6. Discussion and Findings

In accordance with paragraph 4(a) of the Policy, the Complainants have the burden of demonstrating three elements.

6.1 That the complainant has rights in a trade or service mark with which the respondent’s domain name is identical or confusingly similar

As noted in paragraph 4.2 above, the Complainants have provided evidence of their Japanese trade and service mark registration. It is noted that this only became effective on June 16, 2000, which is some months after the registration of the domain names. However, there is no requirement under paragraph 4(a)(i) that the Complainant’s rights subsist in a registered trade mark: proof of rights in an unregistered mark will also suffice. It must be said that the Complainants have not provided direct evidence of the extent and volume of their usage of the mark "J-Phone" prior to the date of registration. However, it appears from the Complaint that the word "J-Phone" has been used in the name of the Second Complainant from at least October 1997, and as part of the name of the First Complainant since at least October 1999. There is the further assertion by the Complainants that this has been used as a trade and service mark throughout this period, and the Panel is aware of the decision of the Tokyo District Court of April 24, 2001, that the "J-Phone" is a well known mark. While the Panel would normally prefer to be furnished with greater evidence of these matters, in the present case it is prepared to infer that prior to the date of registration of both the trade and service marks and the domain names that the Complainants had "rights" in the unregistered mark "J-Phone", and that this part of paragraph 4(a)(i) is therefore satisfied.

The next question is whether the disputed domain names are identical or confusingly similar to the Complainant’s marks.
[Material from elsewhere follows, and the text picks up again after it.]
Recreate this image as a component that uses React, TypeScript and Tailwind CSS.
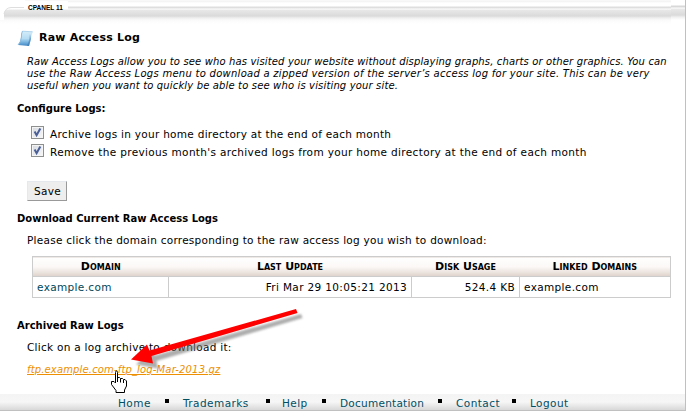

In this regard, there is no question of identity, as each of the domain names incorporate the word "West" and have minor variations as to the placing of hyphens between the component words of the phrases "J Phone West" as well as the addition of the suffix ".com". There are numerous prior Panel decisions where minor differences of spelling and punctuation have nonetheless been held to make a domain name confusingly similar to a trade or service mark: see, for example, World Wrestling Federation Entertainment Inc v Michael Bosman WIPO Case No. D1999-0001 (January 14, 2000) and InfoSpace.com, Inc v Registrar Administrator Lew Blank, WIPO Case No. D2000-0069 (April 3, 2000). Many panels have also held that confusion is likely when a distinguishing word is added to the principal element of a well known mark. E.g., America Online, Inc. v. Tirona, WIPO Case No. D2001-0645; Professional Golfers of America v. Baldwin, WIPO Case No. D2000-0339.
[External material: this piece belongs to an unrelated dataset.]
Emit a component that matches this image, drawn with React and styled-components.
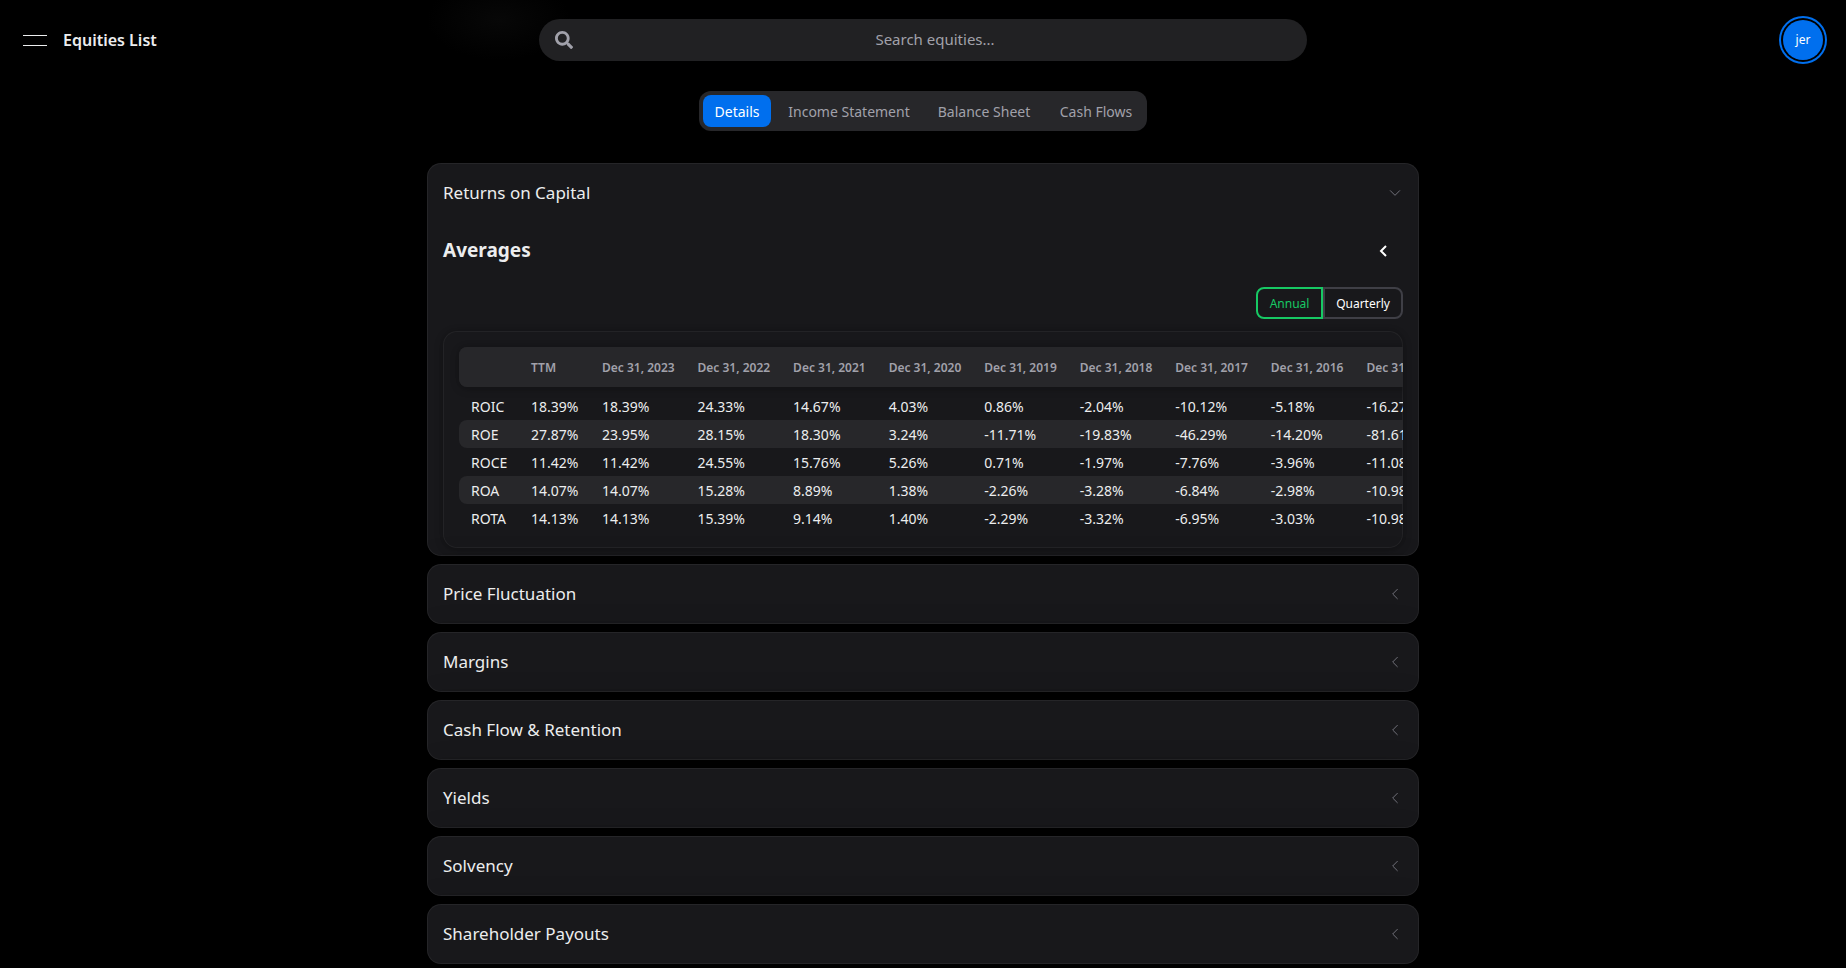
import React, { useState } from 'react';
import styled, { createGlobalStyle } from 'styled-components';
import { FaSearch } from 'react-icons/fa';

const Colors = {
  black: '#000',
  white: '#fff',
  text: '#ecedee',
  muted: '#a1a1aa',
  icon: '#71717a',
  card: '#18181b',
  raised: '#27272a',
  search: '#212123',
  line: '#3f3f46',
  blue: '#006fee',
  green: '#17c964',
};

const Shadows = {
  small: '0 0 5px rgba(0, 0, 0, .05), 0 2px 10px rgba(0, 0, 0, .2), inset 0 0 0 1px rgba(255, 255, 255, .05)',
  medium: '0 0 15px rgba(0, 0, 0, .06), 0 2px 30px rgba(0, 0, 0, .22), inset 0 0 0 1px rgba(255, 255, 255, .06)',
};

const GlobalStyle = createGlobalStyle`
  * {
    box-sizing: border-box;
  }
  body {
    margin: 0;
    background: ${Colors.black};
    color: ${Colors.text};
    font-family: "Noto Sans", "Open Sans", sans-serif;
    font-size: 14px;
    line-height: 20px;
  }
  button, input {
    font: inherit;
    color: inherit;
    border: 0;
    margin: 0;
    padding: 0;
    background: none;
  }
  button {
    cursor: pointer;
  }
`;

const Header = styled.header`
  display: grid;
  grid-template-columns: 1fr minmax(0, 768px) 1fr;
  align-items: center;
  height: 80px;
  padding: 0 23px;
  background: radial-gradient(ellipse 72px 40px at calc(50% - 424px) 20px, #070707, transparent);
`;

const Brand = styled.div`
  display: flex;
  align-items: center;
  gap: 16px;
`;

const MenuButton = styled.button`
  display: flex;
  flex-direction: column;
  justify-content: center;
  gap: 9px;
  width: 24px;
  height: 40px;
`;

const MenuLine = styled.span`
  height: 1px;
  background: ${Colors.text};
`;

const BrandLink = styled.a`
  color: inherit;
  font-size: 16px;
  font-weight: 600;
  text-decoration: none;
  white-space: nowrap;
`;

const SearchBar = styled.label`
  display: flex;
  align-items: center;
  gap: 6px;
  height: 42px;
  padding: 0 16px;
  border-radius: 21px;
  background: ${Colors.search};
  color: ${Colors.muted};
`;

const SearchInput = styled.input`
  flex: 1;
  min-width: 0;
  height: 100%;
  padding-bottom: 2px;
  font-size: 15px;
  text-align: center;
  outline: none;
  &::placeholder {
    color: ${Colors.muted};
    opacity: 1;
  }
`;

const Avatar = styled.button`
  justify-self: end;
  width: 40px;
  height: 40px;
  border-radius: 50%;
  background: ${Colors.blue};
  box-shadow: 0 0 0 2px ${Colors.black}, 0 0 0 4px ${Colors.blue};
  color: ${Colors.white};
  font-size: 12px;
`;

const Main = styled.main`
  display: flex;
  flex-direction: column;
  align-items: center;
  gap: 32px;
  max-width: 1024px;
  margin: 0 auto;
  padding: 11px 16px 4px;
`;

const TabList = styled.div`
  display: grid;
  grid-template-columns: 68px 140px 114px 94px;
  gap: 8px;
  padding: 4px;
  border-radius: 12px;
  background: ${Colors.raised};
`;

const Tab = styled.button`
  height: 32px;
  padding-top: 2px;
  border-radius: 8px;
  white-space: nowrap;
  color: ${props => (props.$selected ? Colors.white : Colors.muted)};
  ${props => props.$selected && `
    background: ${Colors.blue};
  `}
`;

const Accordion = styled.div`
  display: flex;
  flex-direction: column;
  gap: 8px;
  width: 100%;
`;

const Card = styled.section`
  padding: 0 16px;
  border-radius: 14px;
  background: ${Colors.card};
  box-shadow: ${Shadows.medium};
`;

const CardTitle = styled.h2`
  margin: 0;
  font-weight: 400;
`;

const CardToggle = styled.button`
  display: flex;
  align-items: center;
  justify-content: space-between;
  width: 100%;
  height: 60px;
  font-size: 17px;
`;

const Indicator = styled.svg`
  width: 16px;
  height: 16px;
  fill: none;
  stroke: ${Colors.icon};
  stroke-width: 1.5;
  stroke-linecap: round;
  stroke-linejoin: round;
  transform: rotate(${props => (props.$open ? '-90deg' : '0deg')});
`;

const CardBody = styled.div`
  padding-bottom: 8px;
`;

const AveragesRow = styled.div`
  display: flex;
  align-items: center;
  justify-content: space-between;
  height: 56px;
`;

const AveragesTitle = styled.h3`
  margin: 0;
  padding-bottom: 2px;
  font-size: 19px;
  font-weight: 700;
`;

const IconButton = styled.button`
  display: flex;
  align-items: center;
  justify-content: center;
  width: 40px;
  height: 40px;
  svg {
    fill: none;
    stroke: ${Colors.white};
    stroke-width: 2;
  }
`;

const PeriodGroup = styled.div`
  display: flex;
  justify-content: flex-end;
  margin: 8px 0 12px;
`;

const PeriodButton = styled.button`
  width: ${props => props.$width}px;
  height: 32px;
  padding-top: 2px;
  border: 2px solid ${props => (props.$selected ? Colors.green : Colors.line)};
  color: ${props => (props.$selected ? Colors.green : Colors.white)};
  font-size: 12px;
  &:first-child {
    border-radius: 8px 0 0 8px;
  }
  &:last-child {
    border-radius: 0 8px 8px 0;
  }
`;

const TableCard = styled.div`
  padding: 16px;
  border-radius: 14px;
  box-shadow: ${Shadows.small};
  overflow-x: auto;
  scrollbar-width: none;
`;

const Table = styled.table`
  width: 991px;
  table-layout: fixed;
  border-collapse: separate;
  border-spacing: 0;
  text-align: left;
  white-space: nowrap;
`;

const Column = styled.col`
  width: ${props => props.$width}px;
`;

const TableHead = styled.thead`
  th {
    height: 40px;
    padding: 2px 12px 0;
    background: ${Colors.raised};
    color: ${Colors.muted};
    font-size: 12px;
    font-weight: 600;
  }
  th:first-child {
    border-radius: 8px 0 0 8px;
  }
  th:last-child {
    border-radius: 0 8px 8px 0;
  }
  tr {
    border-radius: 8px;
    box-shadow: ${Shadows.small};
  }
`;

const TableBody = styled.tbody`
  &::before {
    content: "";
    display: block;
    height: 5px;
  }
`;

const Row = styled.tr`
  th, td {
    height: 28px;
    padding: 2px 12px 0;
    font-weight: 400;
  }
  &:nth-child(even) > * {
    background: ${Colors.raised};
  }
  > :first-child {
    border-radius: 8px 0 0 8px;
  }
  > :last-child {
    border-radius: 0 8px 8px 0;
  }
`;

const tabs = ['Details', 'Income Statement', 'Balance Sheet', 'Cash Flows'];

const periods = [
  { name: 'Annual', width: 67 },
  { name: 'Quarterly', width: 80 },
];

const sections = [
  'Returns on Capital',
  'Price Fluctuation',
  'Margins',
  'Cash Flow & Retention',
  'Yields',
  'Solvency',
  'Shareholder Payouts',
];

const years = [2023, 2022, 2021, 2020, 2019, 2018, 2017, 2016, 2015];

const returns = [
  { name: 'ROIC', values: ['18.39%', '18.39%', '24.33%', '14.67%', '4.03%', '0.86%', '-2.04%', '-10.12%', '-5.18%', '-16.27%'] },
  { name: 'ROE', values: ['27.87%', '23.95%', '28.15%', '18.30%', '3.24%', '-11.71%', '-19.83%', '-46.29%', '-14.20%', '-81.61%'] },
  { name: 'ROCE', values: ['11.42%', '11.42%', '24.55%', '15.76%', '5.26%', '0.71%', '-1.97%', '-7.76%', '-3.96%', '-11.08%'] },
  { name: 'ROA', values: ['14.07%', '14.07%', '15.28%', '8.89%', '1.38%', '-2.26%', '-3.28%', '-6.84%', '-2.98%', '-10.98%'] },
  { name: 'ROTA', values: ['14.13%', '14.13%', '15.39%', '9.14%', '1.40%', '-2.29%', '-3.32%', '-6.95%', '-3.03%', '-10.98%'] },
];

const ReturnsTable = () => (
  <TableCard>
    <Table>
      <colgroup>
        <Column $width={60} />
        <Column $width={71} />
      </colgroup>
      <TableHead>
        <tr>
          <th aria-label="Ratio" />
          <th scope="col">TTM</th>
          {years.map(year => <th scope="col" key={year}>Dec 31, {year}</th>)}
        </tr>
      </TableHead>
      <TableBody>
        {returns.map(row => (
          <Row key={row.name}>
            <th scope="row">{row.name}</th>
            {row.values.map((value, i) => <td key={i}>{value}</td>)}
          </Row>
        ))}
      </TableBody>
    </Table>
  </TableCard>
);

const Returns = () => {
  const [period, setPeriod] = useState('Annual');
  return (
    <CardBody>
      <AveragesRow>
        <AveragesTitle>Averages</AveragesTitle>
        <IconButton aria-label="Show averages">
          <svg width="12" height="14" viewBox="0 0 12 14">
            <path d="M9 2 4 7l5 5" />
          </svg>
        </IconButton>
      </AveragesRow>
      <PeriodGroup>
        {periods.map(({ name, width }) => (
          <PeriodButton
            key={name}
            $width={width}
            $selected={name === period}
            onClick={() => setPeriod(name)}
          >
            {name}
          </PeriodButton>
        ))}
      </PeriodGroup>
      <ReturnsTable />
    </CardBody>
  );
};

const Section = (props) => (
  <Card>
    <CardTitle>
      <CardToggle aria-expanded={props.open} onClick={props.onClick}>
        {props.title}
        <Indicator viewBox="0 0 24 24" $open={props.open} aria-hidden="true">
          <path d="M15.5 19l-7-7 7-7" />
        </Indicator>
      </CardToggle>
    </CardTitle>
    {props.open && props.children}
  </Card>
);

const App = () => {
  const [tab, setTab] = useState('Details');
  const [open, setOpen] = useState('Returns on Capital');
  return (
    <>
      <GlobalStyle />
      <Header>
        <Brand>
          <MenuButton aria-label="Open menu">
            <MenuLine />
            <MenuLine />
          </MenuButton>
          <BrandLink href="#equities">Equities List</BrandLink>
        </Brand>
        <SearchBar>
          <FaSearch size={18} />
          <SearchInput type="text" placeholder="Search equities..." aria-label="Search equities" />
        </SearchBar>
        <Avatar>jer</Avatar>
      </Header>
      <Main>
        <TabList role="tablist">
          {tabs.map(name => (
            <Tab
              key={name}
              role="tab"
              aria-selected={name === tab}
              $selected={name === tab}
              onClick={() => setTab(name)}
            >
              {name}
            </Tab>
          ))}
        </TabList>
        <Accordion>
          {sections.map(title => (
            <Section
              key={title}
              title={title}
              open={title === open}
              onClick={() => setOpen(title === open ? null : title)}
            >
              {title === 'Returns on Capital' && <Returns />}
            </Section>
          ))}
        </Accordion>
      </Main>
    </>
  );
};

export default App;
In the present case the question is whether confusing similarity is avoided by the addition of the word "West" in each of the disputed domain names. In this regard, the Respondent has submitted that the letter "J" is commonly used in other contexts, as an obvious abbreviation for "Japan" and "Japanese", and therefore is purely descriptive. However, if it is accepted that the Complainants have rights in the composite phrase "J-Phone" that have arisen through use, this removes the descriptive element from the equation, and the question is simply whether "J-Phone" and "J-Phone West" (and its variants) are confusingly similar. The Respondent has pointed to other usages of the words "J-Phone" that the Complainants have apparently not objected to in composite phrases used by other independent distributors. However, in the absence of any further evidence as to the circumstances of these third party uses (and whether these were in fact subject to licences from the Complainants) the Panel cannot draw any conclusions one way or other from such assertions. Accordingly, when the Panel considers the trade and service mark and the disputed domain names in the present proceedings, it reaches the following conclusions:

1. That the words "J-Phone" form a critical part of each of the disputed domain names.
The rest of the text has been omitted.